Par exemple, avec les « Marmots », qui vise à maintenir une programmation jeune public au cinéma, nous avons vu que même des questions aussi simples que « ma mère porte le voile et pense qu’elle n’a pas le droit d’entrer » peuvent se poser. Il faut donc expliquer que les signes religieux concernent les services publics et que le cinéma est un espace privé.
Aujourd’hui, on parle moins de médiation culturelle que de droit culturel. Comment faire en sorte que les gens exercent leur droit à la culture ? C’est une question de connaissance de ses droits.
Par exemple, les initiatives comme les Anooki à Noël, projetées sur le château, créent un événement familial qui invite les gens à découvrir ou redécouvrir leur patrimoine. L’idée est d’ouvrir des portes, de créer des passerelles vers la culture, sans forcer mais en invitant.
L’éducation joue un rôle crucial. Par exemple, les Journées du Patrimoine ont été pour moi une ouverture à la peinture et à l’architecture.

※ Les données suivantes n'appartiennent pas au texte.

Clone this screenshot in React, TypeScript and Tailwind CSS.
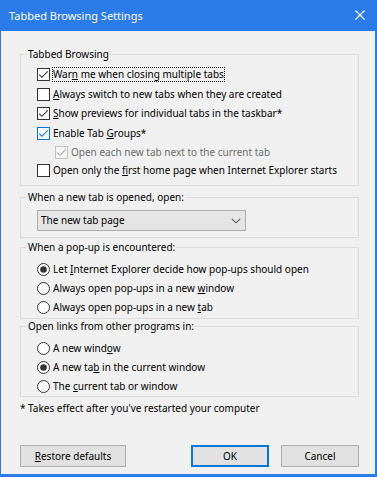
import React from 'react';

// --- small win10 controls ---
function CheckBox({ checked, hover, disabled }: { checked?: boolean; hover?: boolean; disabled?: boolean }) {
  const border = disabled ? '#c2c2c2' : hover ? '#0078d7' : '#333333';
  const mark = disabled ? '#a6a6a6' : hover ? '#0078d7' : '#333333';
  return (
    <svg width="13" height="13" viewBox="0 0 13 13" className="shrink-0">
      <rect x="0.5" y="0.5" width="12" height="12" fill={disabled ? '#f6f6f6' : '#ffffff'} stroke={border} />
      {checked && <polyline points="2.2,6.6 4.9,9.3 10.8,3.4" fill="none" stroke={mark} strokeWidth="1.1" />}
    </svg>
  );
}

function RadioDot({ checked }: { checked?: boolean }) {
  return (
    <svg width="13" height="13" viewBox="0 0 13 13" className="shrink-0">
      <circle cx="6.5" cy="6.5" r="6" fill="#ffffff" stroke="#333333" />
      {checked && <circle cx="6.5" cy="6.5" r="3.3" fill="#333333" />}
    </svg>
  );
}

function Group({ title, className, children }: { title: string; className?: string; children: React.ReactNode }) {
  return (
    <fieldset className={`border border-[#dcdcdc] m-0 p-0 min-w-0 ${className ?? ''}`}>
      <legend className="ml-[6px] px-[1px] leading-[15px] text-black">{title}</legend>
      {children}
    </fieldset>
  );
}

function CheckRow({ h, indent, children, ...box }: { h: string; indent?: boolean; children: React.ReactNode; checked?: boolean; hover?: boolean; disabled?: boolean }) {
  return (
    <div className={`flex items-center gap-[3px] ${h} ${indent ? 'pl-[34px]' : 'pl-[16px]'}`}>
      <CheckBox {...box} />
      <span className={box.disabled ? 'text-[#6d6d6d]' : 'text-black'}>{children}</span>
    </div>
  );
}

function RadioRow({ h, checked, children }: { h: string; checked?: boolean; children: React.ReactNode }) {
  return (
    <div className={`flex items-center gap-[3px] pl-[16px] ${h}`}>
      <RadioDot checked={checked} />
      <span className="text-black">{children}</span>
    </div>
  );
}

export default function App() {
  return (
    <div className="w-[377px] h-[477px] bg-[#2b7be9] flex flex-col text-[10px] leading-[15px]" style={{ fontFamily: '"Noto Sans", "Liberation Sans", sans-serif' }}>
      {/* title bar */}
      <div className="h-[31px] shrink-0 flex items-center justify-between pl-[9px] pr-[12px] text-white text-[11px]">
        <span className="-mt-[1px]">Tabbed Browsing Settings</span>
        <svg width="10" height="10" viewBox="0 0 10 10" className="-mt-[1px]">
          <path d="M0.5 0.5L9.5 9.5M9.5 0.5L0.5 9.5" stroke="#ffffff" strokeWidth="1.1" />
        </svg>
      </div>

      {/* body */}
      <div className="flex-1 ml-[1px] mr-[2px] mb-[3px] bg-[#f0f0f0] pl-[19px] pr-[16px] pt-[16px] flex flex-col">
        <Group title="Tabbed Browsing">
          <div className="pt-[3px] pb-[5px]">
            <div className="flex items-center gap-[3px] h-[19px] pl-[16px]">
              <CheckBox checked />
              <span className="outline outline-1 outline-dotted outline-black -outline-offset-1 px-[1px] -ml-[1px] text-black">
                War<u>n</u> me when closing multiple tabs
              </span>
            </div>
            <CheckRow h="h-[20px]"><u>A</u>lways switch to new tabs when they are created</CheckRow>
            <CheckRow h="h-[19px]" checked><u>S</u>how previews for individual tabs in the taskbar*</CheckRow>
            <CheckRow h="h-[20px]" checked hover>Enable Tab <u>G</u>roups*</CheckRow>
            <CheckRow h="h-[18px]" checked disabled indent>Open each new tab next to the current tab</CheckRow>
            <CheckRow h="h-[19px]">Open only the <u>f</u>irst home page when Internet Explorer starts</CheckRow>
          </div>
        </Group>

        <Group title="When a new tab is opened, open:" className="mt-[4px]">
          <div className="pt-[5px] pb-[6px] pl-[16px]">
            <div className="w-[209px] h-[21px] bg-[#e5e5e5] border border-[#adadad] flex items-center justify-between pl-[3px] pr-[4px]">
              <span className="text-black">The new tab page</span>
              <svg width="10" height="6" viewBox="0 0 10 6">
                <polyline points="0.8,0.8 5,4.8 9.2,0.8" fill="none" stroke="#555555" strokeWidth="1.1" />
              </svg>
            </div>
          </div>
        </Group>

        <Group title="When a pop-up is encountered:" className="mt-[2px]">
          <div className="pt-[4px] pb-[1px]">
            <RadioRow h="h-[20px]" checked>Let <u>I</u>nternet Explorer decide how pop-ups should open</RadioRow>
            <RadioRow h="h-[19px]">Always open pop-ups in a new <u>w</u>indow</RadioRow>
            <RadioRow h="h-[19px]">Always open pop-ups in a new <u>t</u>ab</RadioRow>
          </div>
        </Group>

        <Group title="Open links from other programs in:">
          <div className="pt-[5px]">
            <RadioRow h="h-[19px]">A new wind<u>o</u>w</RadioRow>
            <RadioRow h="h-[19px]" checked>A new ta<u>b</u> in the current window</RadioRow>
            <RadioRow h="h-[19px]">The <u>c</u>urrent tab or window</RadioRow>
          </div>
        </Group>

        <div className="mt-[4px] text-black">* Takes effect after you've restarted your computer</div>

        <div className="mt-auto mb-[7px] flex justify-between">
          <button className="w-[106px] h-[22px] bg-[#e1e1e1] border border-[#adadad] text-black">
            <u>R</u>estore defaults
          </button>
          <div className="flex gap-[12px]">
            <button className="w-[78px] h-[22px] bg-[#e1e1e1] border-2 border-[#0078d7] text-black">OK</button>
            <button className="w-[78px] h-[22px] bg-[#e1e1e1] border border-[#adadad] text-black">Cancel</button>
          </div>
        </div>
      </div>
    </div>
  );
}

Aujourd’hui, on manque d’éducation à l’architecture, alors que nos villes sont des musées à ciel ouvert.
En fin de compte, c’est une question de connaissance de ses droits et d’accès à ces droits. Les gens s’auto-excluent parce qu’ils pensent ne pas avoir le droit ou que ce n’est pas fait pour eux. Il est de notre responsabilité de leur dire qu’ils ont le droit et de leur donner les moyens d’exercer ce droit.
Le quotidien n’est pas facile, et il est vrai que les gens peuvent se sentir exclus de certaines activités culturelles, pensant que « ce n’est pas pour eux ». Il faut travailler à déconstruire ces idées reçues, à ouvrir les espaces culturels à tous, et à rappeler que chacun a le droit de bénéficier de la culture, sous toutes ses formes.